Sen. Tom Cotton and colleagues similarly urged restrictions on Chinese nationals at Energy Department facilities to prevent theft of AI and national security research. These warnings underscore why even non-official contacts with CPC-linked entities draw scrutiny in today’s climate of U.S.-China rivalry.
This pattern is not new in the American left. It echoes the foreign obsessions of the Weather Underground in the late 1960s and 1970s. Emerging from Students for a Democratic Society (SDS), that militant group sought inspiration and support from revolutionary movements abroad, including trips to Cuba where members met North Vietnamese representatives and received training, funding, and tactical advice.
The Weather Underground aligned with anti-U.S. forces in the Third World and socialist states, viewing them as allies against American imperialism, even as it engaged in domestic bombings and revolutionary rhetoric. DSA’s current outreach to CCP officials and reluctance to criticize Beijing’s actions reflect a similar prioritization of anti-imperialist solidarity over consistent opposition to authoritarian practices.
Ultimately, the question is not just whether such ties are legal, but what they reveal about ideological consistency. When a major U.S. socialist organization quietly accommodates one authoritarian power while loudly condemning others, it risks undermining its own credibility and the very principles it claims to defend.

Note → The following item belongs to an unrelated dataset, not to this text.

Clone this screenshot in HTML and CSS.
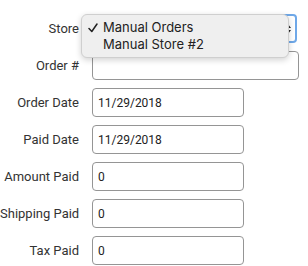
FILE: index.html
```html
<!DOCTYPE html>
<html>
<head>
<meta charset="utf-8">
<link rel="stylesheet" href="styles.css">
</head>
<body>
<div class="form">
  <label class="lbl">Store</label>
  <div class="select">
    <svg class="arrows" width="8" height="12" viewBox="0 0 8 12"><path d="M1 5 L4 1 L7 5 Z M1 7 L4 11 L7 7 Z" fill="#222"/></svg>
  </div>
  <label class="lbl">Order #</label>
  <div class="input wide"></div>
  <label class="lbl">Order Date</label>
  <div class="input">11/29/2018</div>
  <label class="lbl">Paid Date</label>
  <div class="input">11/29/2018</div>
  <label class="lbl">Amount Paid</label>
  <div class="input">0</div>
  <label class="lbl">Shipping Paid</label>
  <div class="input">0</div>
  <label class="lbl">Tax Paid</label>
  <div class="input">0</div>
</div>
<div class="menu">
  <div class="item"><svg class="check" width="10" height="10" viewBox="0 0 10 10"><path d="M1 5.5 L3.8 8.5 L9 1" fill="none" stroke="#222" stroke-width="1.5" stroke-linecap="round" stroke-linejoin="round"/></svg><span>Manual Orders</span></div>
  <div class="item"><span>Manual Store #2</span></div>
</div>
</body>
</html>
```

FILE: styles.css
```css
html, body {
  margin: 0;
  background: #fff;
}
body {
  width: 308px;
  height: 266px;
  overflow: hidden;
  position: relative;
  font-family: Roboto, "Liberation Sans", sans-serif;
}
.form {
  display: grid;
  grid-template-columns: 79px auto;
  column-gap: 13px;
  row-gap: 8px;
  padding-top: 14px;
  align-items: center;
}
.lbl {
  text-align: right;
  font-size: 13px;
  color: #333;
  white-space: nowrap;
}
.input, .select {
  box-sizing: border-box;
  height: 29px;
  width: 152px;
  border: 1px solid #959595;
  border-radius: 4px;
  padding: 0 5px;
  font-size: 12px;
  color: #222;
  display: flex;
  align-items: center;
}
.input.wide {
  width: 207px;
}
.select {
  width: 205px;
  border: 2px solid #6fa8e8;
  border-radius: 4px;
  justify-content: flex-end;
  padding-right: 3px;
}
.menu {
  position: absolute;
  left: 81px;
  top: 14px;
  width: 208px;
  height: 44px;
  box-sizing: border-box;
  background: #efefef;
  border: 1px solid #cfcfcf;
  border-radius: 6px;
  box-shadow: 0 2px 6px rgba(0,0,0,0.18);
  padding-top: 4px;
  font-family: Inter, "Liberation Sans", sans-serif;
  font-size: 13px;
  color: #222;
}
.item {
  height: 17px;
  line-height: 17px;
  display: flex;
  align-items: center;
  padding-left: 21px;
  position: relative;
}
.check {
  position: absolute;
  left: 6px;
  top: 4px;
}
```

The contradiction may serve short-term strategic goals, but in the long run, it invites scrutiny that no amount of anti-imperialist framing can fully deflect. In an era when U.S. senators and lawmakers openly warn of Chinese infiltration in academia, government, and research, the DSA’s documented outreach serves as a stark reminder that foreign influence operations can take many forms, and few go unnoticed forever.